> Brief
Give the data again, word for word.

━━ Data provided

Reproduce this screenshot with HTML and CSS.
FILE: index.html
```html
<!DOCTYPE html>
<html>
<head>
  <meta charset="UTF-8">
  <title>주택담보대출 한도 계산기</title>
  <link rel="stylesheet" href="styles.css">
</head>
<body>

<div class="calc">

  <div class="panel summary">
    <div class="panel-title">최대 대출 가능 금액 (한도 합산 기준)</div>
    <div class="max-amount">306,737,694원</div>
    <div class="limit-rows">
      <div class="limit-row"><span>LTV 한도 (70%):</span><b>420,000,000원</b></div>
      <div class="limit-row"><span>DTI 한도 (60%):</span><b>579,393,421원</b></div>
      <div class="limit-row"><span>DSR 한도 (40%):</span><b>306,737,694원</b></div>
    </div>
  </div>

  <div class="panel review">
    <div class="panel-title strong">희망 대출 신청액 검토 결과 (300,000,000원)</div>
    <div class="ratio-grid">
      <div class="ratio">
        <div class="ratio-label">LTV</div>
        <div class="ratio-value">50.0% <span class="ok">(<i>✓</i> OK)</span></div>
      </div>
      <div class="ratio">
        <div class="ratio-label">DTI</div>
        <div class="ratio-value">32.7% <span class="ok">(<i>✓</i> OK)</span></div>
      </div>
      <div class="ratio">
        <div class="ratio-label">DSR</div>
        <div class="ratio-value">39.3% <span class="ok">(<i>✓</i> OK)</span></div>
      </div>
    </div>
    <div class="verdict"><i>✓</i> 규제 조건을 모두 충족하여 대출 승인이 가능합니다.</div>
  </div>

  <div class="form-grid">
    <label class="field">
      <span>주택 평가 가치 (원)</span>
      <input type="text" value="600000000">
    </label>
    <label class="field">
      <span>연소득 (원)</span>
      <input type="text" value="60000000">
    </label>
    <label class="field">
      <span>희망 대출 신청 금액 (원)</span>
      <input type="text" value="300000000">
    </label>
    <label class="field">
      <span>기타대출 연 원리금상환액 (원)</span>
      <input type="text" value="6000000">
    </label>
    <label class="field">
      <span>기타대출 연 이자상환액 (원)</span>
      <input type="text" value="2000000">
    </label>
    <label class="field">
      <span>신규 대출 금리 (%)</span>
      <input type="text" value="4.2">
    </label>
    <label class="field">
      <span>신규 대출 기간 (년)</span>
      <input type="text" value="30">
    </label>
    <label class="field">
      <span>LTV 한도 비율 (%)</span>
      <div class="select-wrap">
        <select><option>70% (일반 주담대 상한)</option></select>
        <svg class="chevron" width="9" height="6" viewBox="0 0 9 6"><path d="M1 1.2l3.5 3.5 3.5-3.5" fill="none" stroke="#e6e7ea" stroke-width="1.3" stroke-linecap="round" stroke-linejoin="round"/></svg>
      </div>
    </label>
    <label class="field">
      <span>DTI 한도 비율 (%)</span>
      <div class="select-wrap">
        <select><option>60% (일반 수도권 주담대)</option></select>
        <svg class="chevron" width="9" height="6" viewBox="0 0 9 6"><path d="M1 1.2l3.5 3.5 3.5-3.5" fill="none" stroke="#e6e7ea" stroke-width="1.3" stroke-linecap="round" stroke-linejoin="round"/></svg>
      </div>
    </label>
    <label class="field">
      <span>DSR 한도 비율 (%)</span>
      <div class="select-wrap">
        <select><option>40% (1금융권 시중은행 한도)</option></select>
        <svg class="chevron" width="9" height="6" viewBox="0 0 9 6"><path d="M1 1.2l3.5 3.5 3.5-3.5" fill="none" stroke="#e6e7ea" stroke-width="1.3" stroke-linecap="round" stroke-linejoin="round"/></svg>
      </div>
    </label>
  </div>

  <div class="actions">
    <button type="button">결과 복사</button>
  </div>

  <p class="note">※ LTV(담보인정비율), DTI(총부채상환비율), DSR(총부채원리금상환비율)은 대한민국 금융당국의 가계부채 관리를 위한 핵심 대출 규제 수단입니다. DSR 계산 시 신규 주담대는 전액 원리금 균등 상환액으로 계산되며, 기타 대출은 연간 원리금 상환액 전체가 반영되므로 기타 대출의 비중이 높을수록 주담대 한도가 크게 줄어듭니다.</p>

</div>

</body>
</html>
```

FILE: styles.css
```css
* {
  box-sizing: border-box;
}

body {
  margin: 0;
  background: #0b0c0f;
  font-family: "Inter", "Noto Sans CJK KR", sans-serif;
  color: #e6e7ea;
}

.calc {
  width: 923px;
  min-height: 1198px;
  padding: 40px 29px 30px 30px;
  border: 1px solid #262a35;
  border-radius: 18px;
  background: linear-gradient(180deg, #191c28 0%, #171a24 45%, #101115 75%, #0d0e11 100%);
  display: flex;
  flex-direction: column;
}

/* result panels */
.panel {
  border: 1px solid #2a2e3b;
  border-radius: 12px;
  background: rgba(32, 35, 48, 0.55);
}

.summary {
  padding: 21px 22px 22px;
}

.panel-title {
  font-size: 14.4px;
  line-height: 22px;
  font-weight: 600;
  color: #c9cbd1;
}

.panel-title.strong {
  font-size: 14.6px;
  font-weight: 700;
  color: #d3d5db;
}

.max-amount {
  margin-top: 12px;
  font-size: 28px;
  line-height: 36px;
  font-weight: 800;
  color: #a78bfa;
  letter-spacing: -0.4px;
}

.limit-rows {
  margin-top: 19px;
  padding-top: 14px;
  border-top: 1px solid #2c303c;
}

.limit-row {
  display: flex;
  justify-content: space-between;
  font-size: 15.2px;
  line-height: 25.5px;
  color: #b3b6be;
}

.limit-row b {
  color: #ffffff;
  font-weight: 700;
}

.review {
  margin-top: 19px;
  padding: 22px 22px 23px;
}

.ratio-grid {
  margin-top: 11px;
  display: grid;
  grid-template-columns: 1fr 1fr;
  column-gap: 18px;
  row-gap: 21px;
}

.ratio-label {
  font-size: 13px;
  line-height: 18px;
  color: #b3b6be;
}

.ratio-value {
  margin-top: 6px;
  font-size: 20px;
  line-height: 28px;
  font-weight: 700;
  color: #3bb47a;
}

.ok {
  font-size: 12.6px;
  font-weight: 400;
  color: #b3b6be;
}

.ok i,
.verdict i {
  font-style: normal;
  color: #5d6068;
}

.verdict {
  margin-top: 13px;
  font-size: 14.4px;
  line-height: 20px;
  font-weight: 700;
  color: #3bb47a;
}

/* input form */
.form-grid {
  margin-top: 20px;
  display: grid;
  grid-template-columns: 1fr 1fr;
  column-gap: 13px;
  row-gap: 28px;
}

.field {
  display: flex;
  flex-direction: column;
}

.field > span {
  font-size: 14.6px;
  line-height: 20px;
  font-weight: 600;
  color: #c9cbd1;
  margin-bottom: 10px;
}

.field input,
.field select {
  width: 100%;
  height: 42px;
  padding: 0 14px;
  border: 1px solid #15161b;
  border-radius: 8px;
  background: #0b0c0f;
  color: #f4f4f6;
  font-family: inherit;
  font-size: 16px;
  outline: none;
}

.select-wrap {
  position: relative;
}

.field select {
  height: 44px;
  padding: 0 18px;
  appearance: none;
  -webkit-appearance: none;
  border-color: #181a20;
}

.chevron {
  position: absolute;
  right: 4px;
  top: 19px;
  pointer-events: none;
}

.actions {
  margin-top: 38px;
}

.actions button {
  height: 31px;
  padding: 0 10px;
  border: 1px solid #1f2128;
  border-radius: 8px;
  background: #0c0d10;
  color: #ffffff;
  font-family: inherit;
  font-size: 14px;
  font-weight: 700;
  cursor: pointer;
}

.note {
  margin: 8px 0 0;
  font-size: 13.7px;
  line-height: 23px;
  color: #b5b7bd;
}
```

━━━━

> Answer to this exercise
Reproduce this screenshot with HTML and CSS.
FILE: index.html
```html
<!DOCTYPE html>
<html>
<head>
  <meta charset="UTF-8">
  <title>주택담보대출 한도 계산기</title>
  <link rel="stylesheet" href="styles.css">
</head>
<body>

<div class="calc">

  <div class="panel summary">
    <div class="panel-title">최대 대출 가능 금액 (한도 합산 기준)</div>
    <div class="max-amount">306,737,694원</div>
    <div class="limit-rows">
      <div class="limit-row"><span>LTV 한도 (70%):</span><b>420,000,000원</b></div>
      <div class="limit-row"><span>DTI 한도 (60%):</span><b>579,393,421원</b></div>
      <div class="limit-row"><span>DSR 한도 (40%):</span><b>306,737,694원</b></div>
    </div>
  </div>

  <div class="panel review">
    <div class="panel-title strong">희망 대출 신청액 검토 결과 (300,000,000원)</div>
    <div class="ratio-grid">
      <div class="ratio">
        <div class="ratio-label">LTV</div>
        <div class="ratio-value">50.0% <span class="ok">(<i>✓</i> OK)</span></div>
      </div>
      <div class="ratio">
        <div class="ratio-label">DTI</div>
        <div class="ratio-value">32.7% <span class="ok">(<i>✓</i> OK)</span></div>
      </div>
      <div class="ratio">
        <div class="ratio-label">DSR</div>
        <div class="ratio-value">39.3% <span class="ok">(<i>✓</i> OK)</span></div>
      </div>
    </div>
    <div class="verdict"><i>✓</i> 규제 조건을 모두 충족하여 대출 승인이 가능합니다.</div>
  </div>

  <div class="form-grid">
    <label class="field">
      <span>주택 평가 가치 (원)</span>
      <input type="text" value="600000000">
    </label>
    <label class="field">
      <span>연소득 (원)</span>
      <input type="text" value="60000000">
    </label>
    <label class="field">
      <span>희망 대출 신청 금액 (원)</span>
      <input type="text" value="300000000">
    </label>
    <label class="field">
      <span>기타대출 연 원리금상환액 (원)</span>
      <input type="text" value="6000000">
    </label>
    <label class="field">
      <span>기타대출 연 이자상환액 (원)</span>
      <input type="text" value="2000000">
    </label>
    <label class="field">
      <span>신규 대출 금리 (%)</span>
      <input type="text" value="4.2">
    </label>
    <label class="field">
      <span>신규 대출 기간 (년)</span>
      <input type="text" value="30">
    </label>
    <label class="field">
      <span>LTV 한도 비율 (%)</span>
      <div class="select-wrap">
        <select><option>70% (일반 주담대 상한)</option></select>
        <svg class="chevron" width="9" height="6" viewBox="0 0 9 6"><path d="M1 1.2l3.5 3.5 3.5-3.5" fill="none" stroke="#e6e7ea" stroke-width="1.3" stroke-linecap="round" stroke-linejoin="round"/></svg>
      </div>
    </label>
    <label class="field">
      <span>DTI 한도 비율 (%)</span>
      <div class="select-wrap">
        <select><option>60% (일반 수도권 주담대)</option></select>
        <svg class="chevron" width="9" height="6" viewBox="0 0 9 6"><path d="M1 1.2l3.5 3.5 3.5-3.5" fill="none" stroke="#e6e7ea" stroke-width="1.3" stroke-linecap="round" stroke-linejoin="round"/></svg>
      </div>
    </label>
    <label class="field">
      <span>DSR 한도 비율 (%)</span>
      <div class="select-wrap">
        <select><option>40% (1금융권 시중은행 한도)</option></select>
        <svg class="chevron" width="9" height="6" viewBox="0 0 9 6"><path d="M1 1.2l3.5 3.5 3.5-3.5" fill="none" stroke="#e6e7ea" stroke-width="1.3" stroke-linecap="round" stroke-linejoin="round"/></svg>
      </div>
    </label>
  </div>

  <div class="actions">
    <button type="button">결과 복사</button>
  </div>

  <p class="note">※ LTV(담보인정비율), DTI(총부채상환비율), DSR(총부채원리금상환비율)은 대한민국 금융당국의 가계부채 관리를 위한 핵심 대출 규제 수단입니다. DSR 계산 시 신규 주담대는 전액 원리금 균등 상환액으로 계산되며, 기타 대출은 연간 원리금 상환액 전체가 반영되므로 기타 대출의 비중이 높을수록 주담대 한도가 크게 줄어듭니다.</p>

</div>

</body>
</html>
```

FILE: styles.css
```css
* {
  box-sizing: border-box;
}

body {
  margin: 0;
  background: #0b0c0f;
  font-family: "Inter", "Noto Sans CJK KR", sans-serif;
  color: #e6e7ea;
}

.calc {
  width: 923px;
  min-height: 1198px;
  padding: 40px 29px 30px 30px;
  border: 1px solid #262a35;
  border-radius: 18px;
  background: linear-gradient(180deg, #191c28 0%, #171a24 45%, #101115 75%, #0d0e11 100%);
  display: flex;
  flex-direction: column;
}

/* result panels */
.panel {
  border: 1px solid #2a2e3b;
  border-radius: 12px;
  background: rgba(32, 35, 48, 0.55);
}

.summary {
  padding: 21px 22px 22px;
}

.panel-title {
  font-size: 14.4px;
  line-height: 22px;
  font-weight: 600;
  color: #c9cbd1;
}

.panel-title.strong {
  font-size: 14.6px;
  font-weight: 700;
  color: #d3d5db;
}

.max-amount {
  margin-top: 12px;
  font-size: 28px;
  line-height: 36px;
  font-weight: 800;
  color: #a78bfa;
  letter-spacing: -0.4px;
}

.limit-rows {
  margin-top: 19px;
  padding-top: 14px;
  border-top: 1px solid #2c303c;
}

.limit-row {
  display: flex;
  justify-content: space-between;
  font-size: 15.2px;
  line-height: 25.5px;
  color: #b3b6be;
}

.limit-row b {
  color: #ffffff;
  font-weight: 700;
}

.review {
  margin-top: 19px;
  padding: 22px 22px 23px;
}

.ratio-grid {
  margin-top: 11px;
  display: grid;
  grid-template-columns: 1fr 1fr;
  column-gap: 18px;
  row-gap: 21px;
}

.ratio-label {
  font-size: 13px;
  line-height: 18px;
  color: #b3b6be;
}

.ratio-value {
  margin-top: 6px;
  font-size: 20px;
  line-height: 28px;
  font-weight: 700;
  color: #3bb47a;
}

.ok {
  font-size: 12.6px;
  font-weight: 400;
  color: #b3b6be;
}

.ok i,
.verdict i {
  font-style: normal;
  color: #5d6068;
}

.verdict {
  margin-top: 13px;
  font-size: 14.4px;
  line-height: 20px;
  font-weight: 700;
  color: #3bb47a;
}

/* input form */
.form-grid {
  margin-top: 20px;
  display: grid;
  grid-template-columns: 1fr 1fr;
  column-gap: 13px;
  row-gap: 28px;
}

.field {
  display: flex;
  flex-direction: column;
}

.field > span {
  font-size: 14.6px;
  line-height: 20px;
  font-weight: 600;
  color: #c9cbd1;
  margin-bottom: 10px;
}

.field input,
.field select {
  width: 100%;
  height: 42px;
  padding: 0 14px;
  border: 1px solid #15161b;
  border-radius: 8px;
  background: #0b0c0f;
  color: #f4f4f6;
  font-family: inherit;
  font-size: 16px;
  outline: none;
}

.select-wrap {
  position: relative;
}

.field select {
  height: 44px;
  padding: 0 18px;
  appearance: none;
  -webkit-appearance: none;
  border-color: #181a20;
}

.chevron {
  position: absolute;
  right: 4px;
  top: 19px;
  pointer-events: none;
}

.actions {
  margin-top: 38px;
}

.actions button {
  height: 31px;
  padding: 0 10px;
  border: 1px solid #1f2128;
  border-radius: 8px;
  background: #0c0d10;
  color: #ffffff;
  font-family: inherit;
  font-size: 14px;
  font-weight: 700;
  cursor: pointer;
}

.note {
  margin: 8px 0 0;
  font-size: 13.7px;
  line-height: 23px;
  color: #b5b7bd;
}
```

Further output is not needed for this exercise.